Friesan Fire (foaled April 30, 2006, in Kentucky) is an American Thoroughbred racehorse. He was sired by 1992 American Horse of the Year, A.P. Indy, a son of the 1977  U.S. Triple Crown winner, Seattle Slew. His dam, Bollinger, is an Australian Group One winner and a daughter of 1993 American Champion Two-Year-Old Colt, Dehere. Bred by Grapestock LLC, he was sold for $725,000 at the Keeneland yearling sale in September 2007.
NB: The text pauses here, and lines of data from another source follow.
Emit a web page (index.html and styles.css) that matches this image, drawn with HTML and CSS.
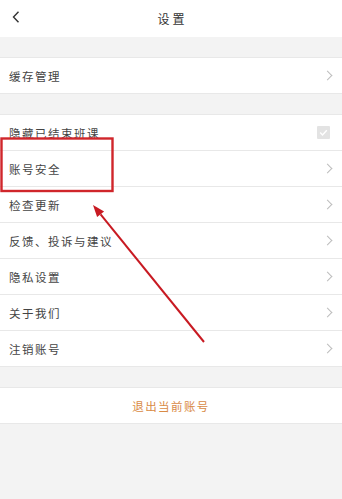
FILE: index.html
```html
<!DOCTYPE html>
<html>
<head>
    <meta charset="utf-8">
    <title>设置</title>
    <link rel="stylesheet" href="styles.css">
</head>
<body>
    <div class="page">
        <div class="header">
            <svg class="back" width="8" height="12" viewBox="0 0 8 12">
                <polyline points="6.5,0.8 1.5,6 6.5,11.2" fill="none" stroke="#333" stroke-width="1.4"/>
            </svg>
            <span class="title">设置</span>
        </div>

        <div class="group">
            <div class="row"><span>缓存管理</span><i class="arrow"></i></div>
        </div>

        <div class="group">
            <div class="row">
                <span>隐藏已结束班课</span>
                <svg class="check" width="13" height="13" viewBox="0 0 13 13">
                    <rect x="0" y="0" width="13" height="13" rx="1" fill="#e3e3e3"/>
                    <polyline points="3.2,6.6 5.5,8.9 9.8,4.2" fill="none" stroke="#fff" stroke-width="1.4"/>
                </svg>
            </div>
            <div class="row"><span>账号安全</span><i class="arrow"></i></div>
            <div class="row"><span>检查更新</span><i class="arrow"></i></div>
            <div class="row"><span>反馈、投诉与建议</span><i class="arrow"></i></div>
            <div class="row"><span>隐私设置</span><i class="arrow"></i></div>
            <div class="row"><span>关于我们</span><i class="arrow"></i></div>
            <div class="row"><span>注销账号</span><i class="arrow"></i></div>
        </div>

        <div class="group">
            <div class="row logout">退出当前账号</div>
        </div>

        <!-- 标注 -->
        <svg class="marks" width="342" height="499" viewBox="0 0 342 499">
            <rect x="1.5" y="138.5" width="111" height="52.5" fill="none" stroke="#d0262b" stroke-width="2.4"/>
            <line x1="204" y1="342" x2="100.6" y2="214.3" stroke="#c81a22" stroke-width="2"/>
            <polygon points="93,205 104.1,211.5 97.1,217.1" fill="#c81a22"/>
        </svg>
    </div>
</body>
</html>
```

FILE: styles.css
```css
body {
    margin: 0;
    background-color: #f3f3f3;
    font-family: "Noto Sans CJK SC", "Liberation Sans", sans-serif;
    color: #444;
}
.page {
    position: relative;
    min-height: 499px;
}
.header {
    height: 37px;
    background: white;
    display: flex;
    align-items: center;
    justify-content: center;
    position: relative;
}
.back {
    position: absolute;
    left: 12px;
    top: 11px;
}
.title {
    font-size: 12px;
    letter-spacing: 3px;
    margin-left: 3px;
    color: #333;
}
.group {
    margin-top: 20px;
    background: white;
    border-bottom: 1px solid #e8e8e8;
}
.row {
    height: 36px;
    box-sizing: border-box;
    border-top: 1px solid #e8e8e8;
    display: flex;
    align-items: center;
    justify-content: space-between;
    padding: 0 9px 0 9px;
    font-size: 11.5px;
    letter-spacing: 1.5px;
}
.arrow {
    width: 6px;
    height: 6px;
    border-top: 1.3px solid #bdbdbd;
    border-right: 1.3px solid #bdbdbd;
    transform: rotate(45deg);
    margin-right: 2px;
}
.check {
    margin-right: 3px;
}
.logout {
    justify-content: center;
    color: #d98a45;
    font-size: 11.5px;
    letter-spacing: 1.4px;
}
.marks {
    position: absolute;
    left: 0;
    top: 0;
    pointer-events: none;
}
```
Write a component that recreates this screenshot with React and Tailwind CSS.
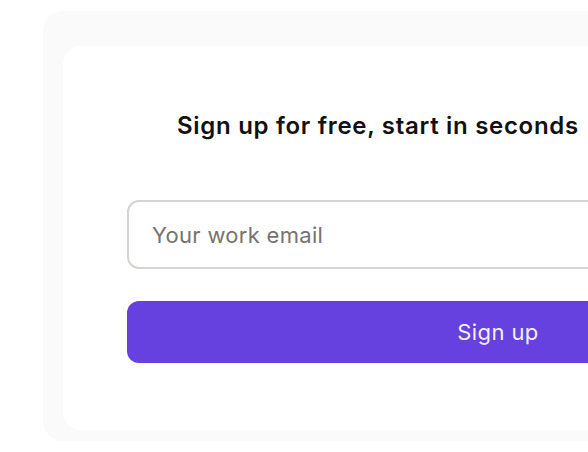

Owned and raced by Vinery Stables & Fox Hill Farm, Friesan Fire is trained by J. Larry Jones, who trained Eight Belles, the 2008 Kentucky Derby second-place finisher. The colt's best result racing as a two-year-old was a third-place finish in the 2008 Belmont Futurity Stakes. However, after winning three important Graded stakes races including the Louisiana Derby, he became a leading contender for the Kentucky Derby, the first leg of the U.S. Triple Crown series, and was the favorite on Derby Day at 7:2 after I Want Revenge scratched. He finished 18th.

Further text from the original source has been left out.